Beach And Resort Cycles
Salt air ages fixtures fast. Pools close for maintenance during shoulder months. Read posts across seasons to see how teams manage the cycle.
Festival And Event Weeks
Prices surge, staff stretch thin, and breakfast gets busy. Mentions tied to specific events help you plan around the crunch.
Build A Shortlist You Can Book With Confidence
Step 1: Set Hard Filters
Pick your must-haves: price band, area, bed type, lift access, breakfast window, parking. Hard filters trim the field and keep you from falling for pretty photos that don’t fit your trip.
Step 2: Run The Five-Step Triage
Hit the middle stars, sort by newest, scan photos, weigh owner replies, compare two neighbors. This takes ten minutes and saves hours of second-guessing.
Step 3: Verify With A Second Source
Cross-check a map app for neighborhood noise and transit. Glance at a booking site to confirm room types and fees. You’re not chasing more data; you’re checking that the big claims match.
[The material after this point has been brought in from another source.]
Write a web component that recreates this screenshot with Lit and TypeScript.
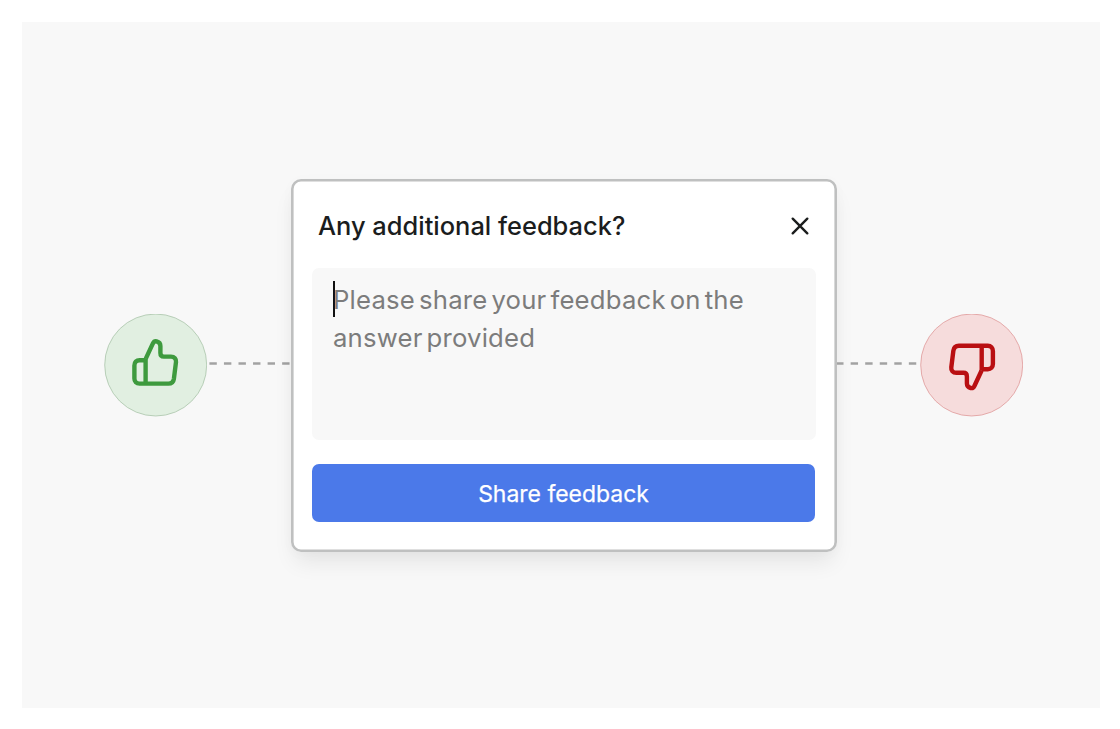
import { LitElement, html, css } from "lit";
import { customElement } from "lit/decorators.js";

@customElement("thumb-badge")
class ThumbBadge extends LitElement {
  static styles = css`
    :host {
      display: block;
      flex: none;
      width: 103px;
      height: 103px;
      color: #3e9a3e;
    }
    :host([down]) {
      color: #b90f12;
    }
    svg {
      display: block;
    }
    .disc {
      fill: #e1efe1;
      stroke: #96b596;
      stroke-width: 0.6;
    }
    :host([down]) .disc {
      fill: #f6dcdc;
      stroke: #d67f80;
    }
    .thumb {
      transform: translate(27.8px, 24.4px);
    }
    :host([down]) .thumb {
      transform: translate(75.5px, 77px) rotate(180deg);
    }
  `;
  render() {
    return html`<svg width="103" height="103" viewBox="0 0 103 103" fill="none">
      <circle class="disc" cx="51.7" cy="51" r="51" />
      <g class="thumb" stroke="currentColor" stroke-width="4.4" stroke-linejoin="round">
        <path d="M14 20.2 L21.1 5 C22 3.2 23.2 2.6 24.8 3 C27.2 3.6 28.6 5.4 28.6 7.6 V14.6 C28.6 16.8 29.8 18.2 32 18.2 H39.2 C42.6 18.2 44.6 20.6 44.2 23.6 L42.1 40.4 C41.6 43.6 39.6 45.2 36.6 45.2 H7.7 C4.6 45.2 2.6 43.2 2.6 40 V27 C2.6 23.8 4.6 21.8 7.7 21.8 H13.8" />
        <path d="M13.8 20.2 V45.2" />
      </g>
    </svg>`;
  }
}

@customElement("app-root")
class AppRoot extends LitElement {
  static styles = css`
    :host {
      display: block;
      box-sizing: border-box;
      height: 729px;
      padding: 22px 20.5px 21px 22px;
      background: #fff;
      font-family: Inter, sans-serif;
    }
    .stage {
      box-sizing: border-box;
      display: flex;
      align-items: center;
      height: 686px;
      padding-left: 82px;
      background: #f8f8f8;
    }
    .line {
      display: block;
      flex: none;
      width: 83px;
      height: 3px;
      margin-top: -3px;
    }
    .left {
      width: 82px;
      margin-left: 2px;
    }
    .card {
      flex: none;
      box-sizing: border-box;
      width: 545.5px;
      height: 373px;
      margin-right: 0.5px;
      padding: 19px 21px;
      border-radius: 10px;
      background: #fff;
      box-shadow: inset 0 0 0 2.6px #bfc0c0, 0 14px 22px -4px rgba(0, 0, 0, 0.08), 0 2px 14px rgba(0, 0, 0, 0.025);
    }
    .head {
      display: flex;
      align-items: center;
      justify-content: space-between;
      height: 56px;
      padding: 0 5px 0 6px;
      color: #1b1d1d;
      font-size: 25.45px;
      font-weight: 500;
    }
    .close {
      margin-right: 1.5px;
    }
    .field {
      box-sizing: border-box;
      height: 172px;
      margin-top: 14px;
      padding: 13px 21px;
      border-radius: 7px;
      background: #f8f8f8;
      color: #7c7c7c;
      font-size: 25.7px;
      line-height: 38px;
      letter-spacing: 0.2px;
      word-spacing: -3.4px;
      white-space: nowrap;
    }
    .caret {
      float: left;
      width: 2px;
      height: 36px;
      margin-right: -2px;
      background: #111;
    }
    .share {
      display: block;
      width: 503px;
      height: 58px;
      margin-top: 24.5px;
      padding: 2px 0 0;
      border: 0;
      border-radius: 7px;
      background: #4b79e9;
      color: #fff;
      font: 400 22.95px Inter, sans-serif;
      -webkit-text-stroke: 0.25px #fff;
    }
  `;
  dashes(side: string, offset: number) {
    return html`<svg class="line ${side}" height="3"><path d="M0 1.5H81" stroke="#a2a2a2" stroke-width="2.6" stroke-dasharray="7.4 7.15" stroke-dashoffset=${offset} /></svg>`;
  }
  render() {
    return html`<div class="stage">
      <thumb-badge></thumb-badge>
      ${this.dashes("left", -0.4)}
      <div class="card">
        <div class="head">
          <span class="title">Any additional feedback?</span>
          <svg class="close" width="18" height="18" viewBox="0 0 18 18" fill="none" stroke="currentColor" stroke-width="2.4" stroke-linecap="round"><path d="M1.7 1.7L16.3 16.3M16.3 1.7L1.7 16.3" /></svg>
        </div>
        <div class="field"><span class="caret"></span><span class="l1">Please share your feedback on the</span><br /><span class="l2">answer provided</span></div>
        <button class="share">Share feedback</button>
      </div>
      ${this.dashes("right", 0.9)}
      <thumb-badge down></thumb-badge>
    </div>`;
  }
}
Step 4: Message The Property
Ask one or two blunt questions: “How strong is the Wi-Fi for video calls in room types X and Y?” “Can I get a quiet room away from the street?” Direct answers beat guesswork.
Step 5: Save A Backup Option
Keep one alternate pick with free cancel. Plans shift. So do maintenance schedules.
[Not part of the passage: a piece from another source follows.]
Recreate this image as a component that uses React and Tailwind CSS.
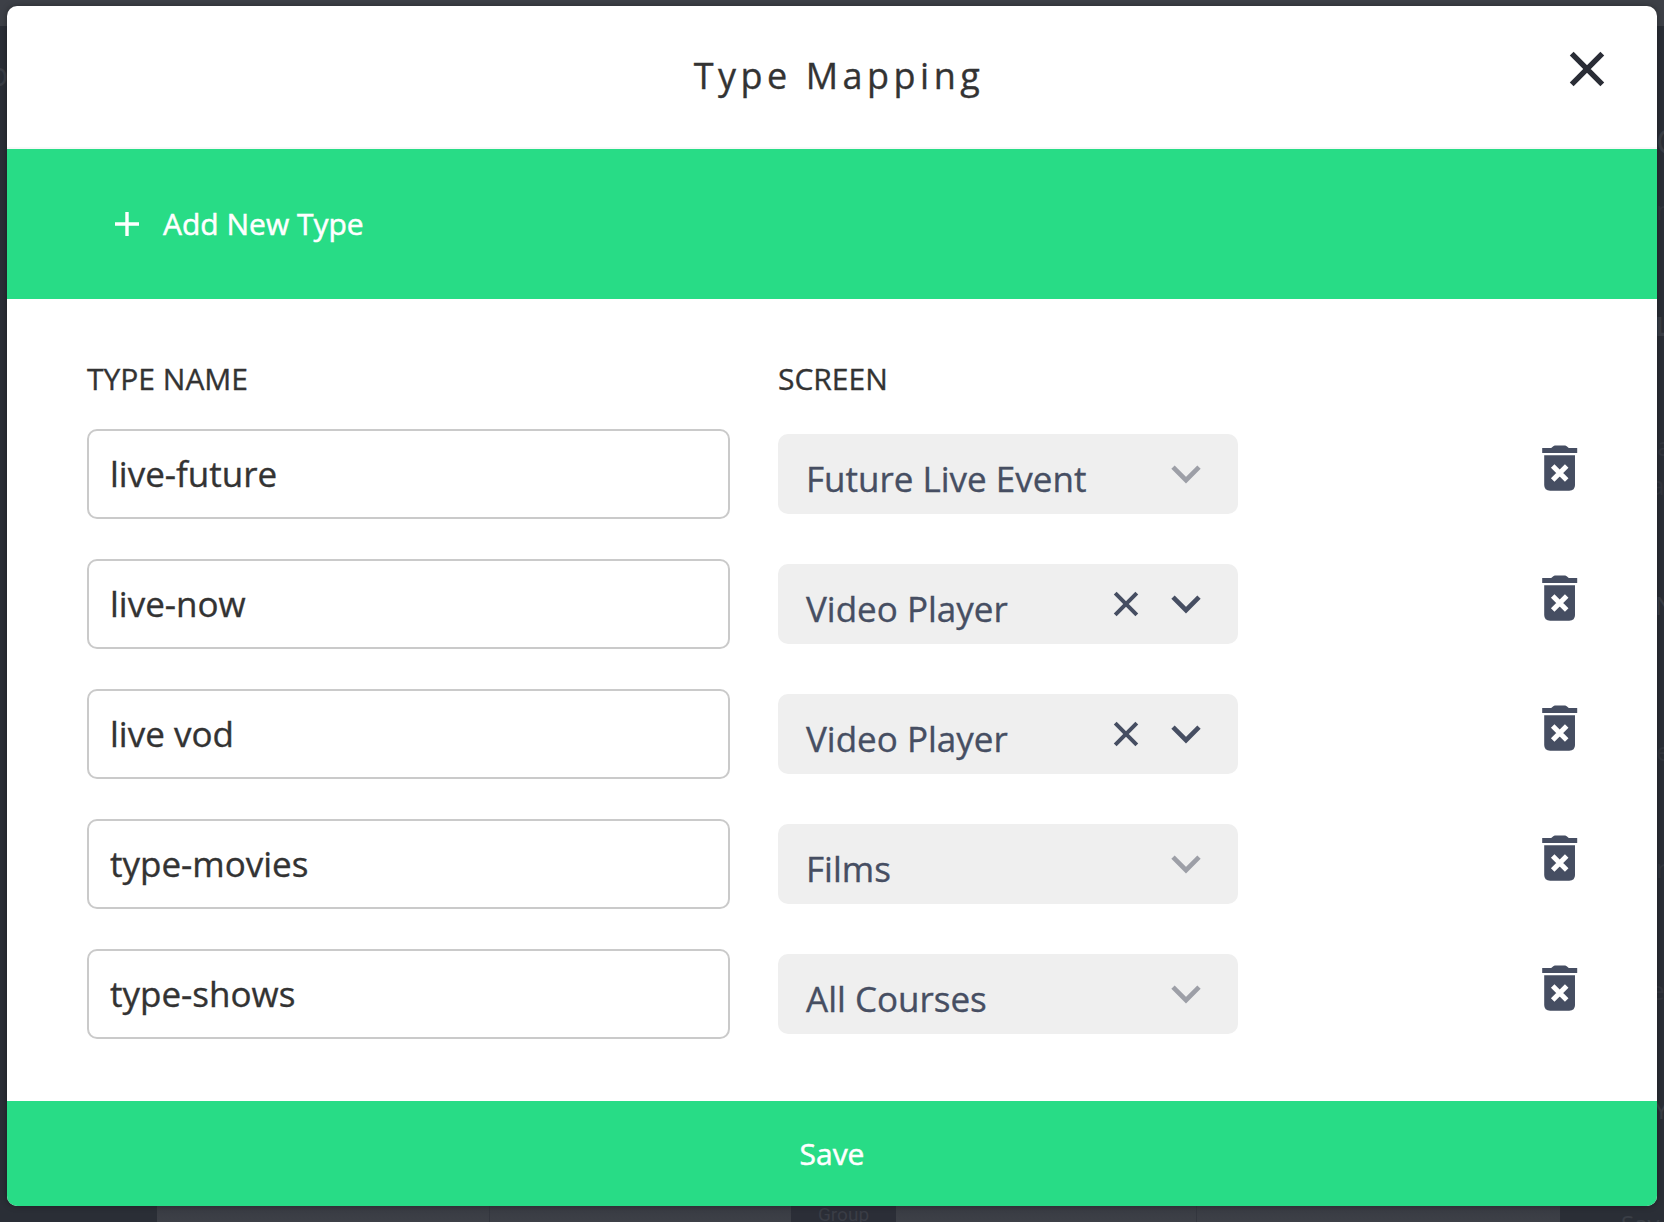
const rows = [
  { name: "live-future", screen: "Future Live Event", clearable: false },
  { name: "live-now", screen: "Video Player", clearable: true },
  { name: "live vod", screen: "Video Player", clearable: true },
  { name: "type-movies", screen: "Films", clearable: false },
  { name: "type-shows", screen: "All Courses", clearable: false },
];

function CloseIcon() {
  return (
    <svg width="36" height="36" viewBox="0 0 36 36" fill="none" stroke="#2a2d36" strokeWidth="5.4">
      <path d="M2.7 2.7 33.3 33.3M33.3 2.7 2.7 33.3" />
    </svg>
  );
}

function PlusIcon() {
  return (
    <svg width="24" height="24" viewBox="0 0 24 24" fill="none" stroke="white" strokeWidth="3.4">
      <path d="M12 0V24M0 12H24" />
    </svg>
  );
}

function ClearIcon() {
  return (
    <svg width="26" height="26" viewBox="0 0 26 26" fill="none" stroke="#464e62" strokeWidth="4">
      <path d="M2.2 2.2 23.8 23.8M23.8 2.2 2.2 23.8" />
    </svg>
  );
}

function ChevronIcon({ muted }) {
  return (
    <svg width="30" height="20" viewBox="0 0 30 20" fill="none" stroke={muted ? "#9d9fa7" : "#464e62"} strokeWidth="4.7">
      <path d="M2 3.2 15 16.2 28 3.2" />
    </svg>
  );
}

function TrashIcon() {
  return (
    <svg width="36" height="47" viewBox="0 0 36 47">
      <path fill="#464e62" d="M9.2 3 11.3 1.2Q12 .5 13 .5H23Q24 .5 24.7 1.2L26.8 3H35.2V8H.2V3Z" />
      <path fill="#464e62" d="M2.2 10.3H33V40Q33 45.7 27.2 45.7H8.2Q2.2 45.7 2.2 40Z" />
      <path stroke="white" strokeWidth="5" d="M10.7 21 24.7 35M24.7 21 10.7 35" />
    </svg>
  );
}

function Backdrop() {
  return (
    <div aria-hidden="true" className="absolute inset-0 overflow-hidden bg-[#2a2e36] text-[#3a3e46]">
      <div className="h-[26px] bg-[#3d4047]" />
      <span className="absolute -left-[11px] top-[56px] text-[32px] leading-[36px]">o</span>
      <span className="absolute left-[1656px] top-[121px] text-[34px] leading-[40px]">C</span>
      <span className="absolute left-[1656px] top-[192px] text-[26px] leading-[36px] text-[#33363e]">n</span>
      <span className="absolute left-[1655px] top-[308px] text-[26px] font-bold leading-[36px]">L</span>
      <span className="absolute left-[1657px] top-[428px] text-[26px] leading-[36px] text-[#33363e]">a</span>
      <span className="absolute left-[1650px] top-[467px] text-[26px] leading-[36px] text-[#33363e]">a</span>
      <span className="absolute left-[1655px] top-[587px] text-[26px] leading-[36px]">N</span>
      <span className="absolute left-[1656px] top-[733px] text-[26px] leading-[36px] text-[#33363e]">e</span>
      <span className="absolute left-[1656px] top-[850px] text-[26px] leading-[36px] text-[#33363e]">r</span>
      <span className="absolute left-[1650px] top-[972px] text-[26px] leading-[36px] text-[#33363e]">e</span>
      <span className="absolute left-[1654px] top-[1091px] text-[26px] leading-[36px]">Y</span>
      <div className="absolute bottom-0 left-[157px] flex h-[22px] w-[1403px] bg-linear-to-b from-[#363941] to-[#3d4047]">
        <div className="w-[333px] border-r border-[#33363e]" />
        <div className="w-[301px]" />
        <div className="h-full w-[105px] overflow-hidden bg-[#2b2e37] text-center font-[Roboto] text-[19px] leading-[30px] text-[#3a3d46]">
          Group
        </div>
        <div className="w-[301px] border-r border-[#33363e]" />
      </div>
      <span className="absolute left-[1621px] top-[1208px] text-[24px] leading-[32px]">Sav</span>
    </div>
  );
}

function MappingRow({ row }) {
  return (
    <div className="flex h-[90px] items-center">
      <input
        defaultValue={row.name}
        className="h-[90px] w-[643px] rounded-[10px] border-2 border-[#cacaca] bg-white pb-[2px] pl-[21px] text-[35px] text-[#333333] outline-none [-webkit-text-stroke:0.35px_#333333]"
      />
      <div className="ml-12 flex h-20 w-[460px] items-center rounded-[10px] bg-[#efefef] pl-7 pr-[37px] text-[#464e62]">
        <span className="flex-1 pt-[9px] text-[35px] leading-[48px] [-webkit-text-stroke:0.35px_#464e62]">{row.screen}</span>
        <div className="flex items-center gap-8">
          {row.clearable && <ClearIcon />}
          <ChevronIcon muted={!row.clearable} />
        </div>
      </div>
      <button className="ml-auto mr-[79px] -mt-3">
        <TrashIcon />
      </button>
    </div>
  );
}

export default function App() {
  return (
    <div className="relative h-[1222px] w-[1664px] overflow-hidden px-[7px] pt-[6px] font-['Open_Sans',sans-serif]">
      <Backdrop />
      <div className="relative flex h-[1200px] w-[1650px] flex-col overflow-hidden rounded-[10px] bg-white shadow-[0_0_6px_rgba(0,0,0,0.35)]">
        <header className="relative flex h-[143px] items-center justify-center border-b-2 border-[#f8f8f8]">
          <h1 className="pb-px pl-[14px] text-[36px] leading-[48px] tracking-[4.5px] text-[#333333] [-webkit-text-stroke:0.35px_#333333]">Type Mapping</h1>
          <button className="absolute right-[52px] top-[45px]">
            <CloseIcon />
          </button>
        </header>
        <button className="flex h-[150px] items-center gap-6 bg-[#28dc86] pl-[108px] text-[30px] leading-[40px] text-white [-webkit-text-stroke:0.5px_white]">
          <PlusIcon />
          Add New Type
        </button>
        <div className="flex-1 pl-20 pt-[59px] text-[#333333]">
          <div className="flex h-[42px] text-[30px] leading-[42px] [-webkit-text-stroke:0.35px_#333333]">
            <span className="w-[691px]">TYPE NAME</span>
            <span>SCREEN</span>
          </div>
          <div className="mt-[29px] flex flex-col gap-10">
            {rows.map((row) => (
              <MappingRow key={row.name} row={row} />
            ))}
          </div>
        </div>
        <button className="h-[105px] bg-[#28dc86] text-[30px] leading-[40px] text-white [-webkit-text-stroke:0.5px_white]">Save</button>
      </div>
    </div>
  );
}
When Star Math Conflicts With Fit
Take two picks at the same rate. Pick A scores 4.6 but gets steady noise mentions and soft beds. Pick B scores 4.2 yet posts a streak of “slept great, firm mattress, quiet corner.” If rest matters, B wins without drama. Fit beats fame every time.
Checklist Before You Book
- Sort by newest and read ten mid-star posts.
- Open traveler photos from the last six months.
- Search review text for your top three needs.
- Scan owner replies for dated fixes.
- Cross-check a second site for room types and fees.
- Set a refundable backup option within the same area.
Bottom Line
You can get a dependable read from Tripadvisor when you treat reviews like clues, not gospel. Lean on patterns, recent photos, and clear owner fixes. Add a fast cross-check and a backup pick, and you’ll book with calm, not hope.